I was lucky to be one of the final generations to play with the best, like McDuff and Turrentine. That kind of experience is important to pass on, some of that rubbed off on me.

So, let’s talk about Eight Track II. You’re not doing, say, Ernie Isley or Eric Clapton guitar parts. It definitely sounds like a “jazz” album.

[The title] Eight Track brings back a certain time period. I had a buddy with an 8-track recorder, so we’d make mix tapes before there was a word for it. I’d put everything from In A Silent Way, Bitches Brew and Kind Of Blue on one tape. It all came together for me, Santana and Pat Martino on the same tape. The idea was to take the music, the melodies, and put my own spin on them …. That’s the challenge.

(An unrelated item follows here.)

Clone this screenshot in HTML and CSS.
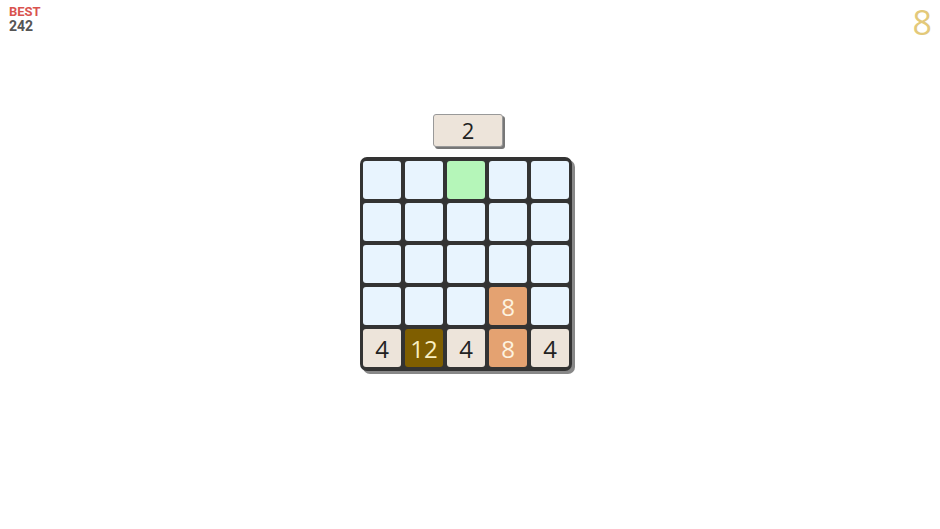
FILE: index.html
```html
<!DOCTYPE html>
<html lang="en">
  <head>
    <meta charset="UTF-8" />
    <meta name="viewport" content="width=device-width, initial-scale=1.0" />
    <title>merge 5x5</title>
    <link rel="stylesheet" href="styles.css">
  </head>
  <body>
    <div class="header">
      <div class="best">
        <div class="best-label">BEST</div>
        <div class="best-value">242</div>
      </div>
      <div class="score">8</div>
    </div>

    <div class="game">
      <div class="next">2</div>
      <div class="board">
        <div class="cell"></div>
        <div class="cell"></div>
        <div class="cell drop"></div>
        <div class="cell"></div>
        <div class="cell"></div>

        <div class="cell"></div>
        <div class="cell"></div>
        <div class="cell"></div>
        <div class="cell"></div>
        <div class="cell"></div>

        <div class="cell"></div>
        <div class="cell"></div>
        <div class="cell"></div>
        <div class="cell"></div>
        <div class="cell"></div>

        <div class="cell"></div>
        <div class="cell"></div>
        <div class="cell"></div>
        <div class="cell t8">8</div>
        <div class="cell"></div>

        <div class="cell t4">4</div>
        <div class="cell t12">12</div>
        <div class="cell t4">4</div>
        <div class="cell t8">8</div>
        <div class="cell t4">4</div>
      </div>
    </div>
  </body>
</html>
```

FILE: styles.css
```css
body {
  margin: 0;
  padding: 0;
  font-family: "Open Sans", "Noto Sans", sans-serif;
  background-color: #fff;
  height: 529px;
  overflow: hidden;
}

.header {
  display: flex;
  justify-content: space-between;
  align-items: flex-start;
  padding: 4px 8px 0 9px;
  height: 106px;
}

.best {
  font-family: Roboto, "Liberation Sans", sans-serif;
  font-weight: bold;
  line-height: 15px;
}

.best-label {
  color: #d9534f;
  font-size: 13px;
}

.best-value {
  color: #555;
  font-size: 14px;
}

.score {
  color: #e3c97a;
  font-size: 34px;
  line-height: 38px;
  font-weight: 400;
  margin-top: -1px;
}

.game {
  display: flex;
  flex-direction: column;
  align-items: center;
  padding-top: 4px;
  padding-right: 8px;
}

.next {
  width: 68px;
  height: 31px;
  background-color: #ede4da;
  border: 1px solid #999;
  border-radius: 3px;
  box-shadow: 2px 2px 0 #777;
  color: #222;
  font-size: 22px;
  line-height: 31px;
  text-align: center;
  margin-bottom: 10px;
  margin-left: 4px;
}

.board {
  display: grid;
  grid-template-columns: repeat(5, 38px);
  grid-template-rows: repeat(5, 38px);
  gap: 4px;
  padding: 4px 3px;
  background-color: #333;
  border-radius: 7px;
  box-shadow: 3px 3px 0 #888;
}

.cell {
  background-color: #e8f4fe;
  border-radius: 3px;
  display: flex;
  align-items: center;
  justify-content: center;
  font-size: 24px;
  color: #222;
}

.drop {
  background-color: #b5f6b9;
}

.t4 {
  background-color: #ede4da;
}

.t8 {
  background-color: #e4a271;
  color: #fdf3e0;
}

.t12 {
  background-color: #7f5e00;
  color: #f9efc0;
}
```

How did you select the songs to play on these projects? For example, why choose Cream’s “Sunshine Of Your Love” rather than “White Room”?

“Sunshine Of Your Love” is basically a blues. Playing in this group with the organ, that’s kind of the meat and potatoes of the organ records, that shuffle blues that McDuff and Turrentine would do. So I took “Sunshine,” which was already in a blues form, and took some liberties while still leaving the melody intact. For “What’s Going On,” we came up with our own arrangement, while “Trouble Man” is already such a nice groove—we just put our thing on it.

Also what’s cool about this project is working with vibes. The precedent for the vibes was Grant Green’s Street Of Dreams, with Bobby Hutcherson, Larry Young and Elvin Jones. I always dug that. I love arranging things in my own way, figuring out different ways of approaching the music rhythmically.

Why did you decide to set up your own label? And what else are you working on?

I decided it was time to take control. Having your own label makes you learn more. I’m also working with other artists, including [vocalist] Rachel Caswell. I produced singer Rondi Charleston’s upcoming album. It’s good to have control and document my music. Hopefully, it will lead to more gigs.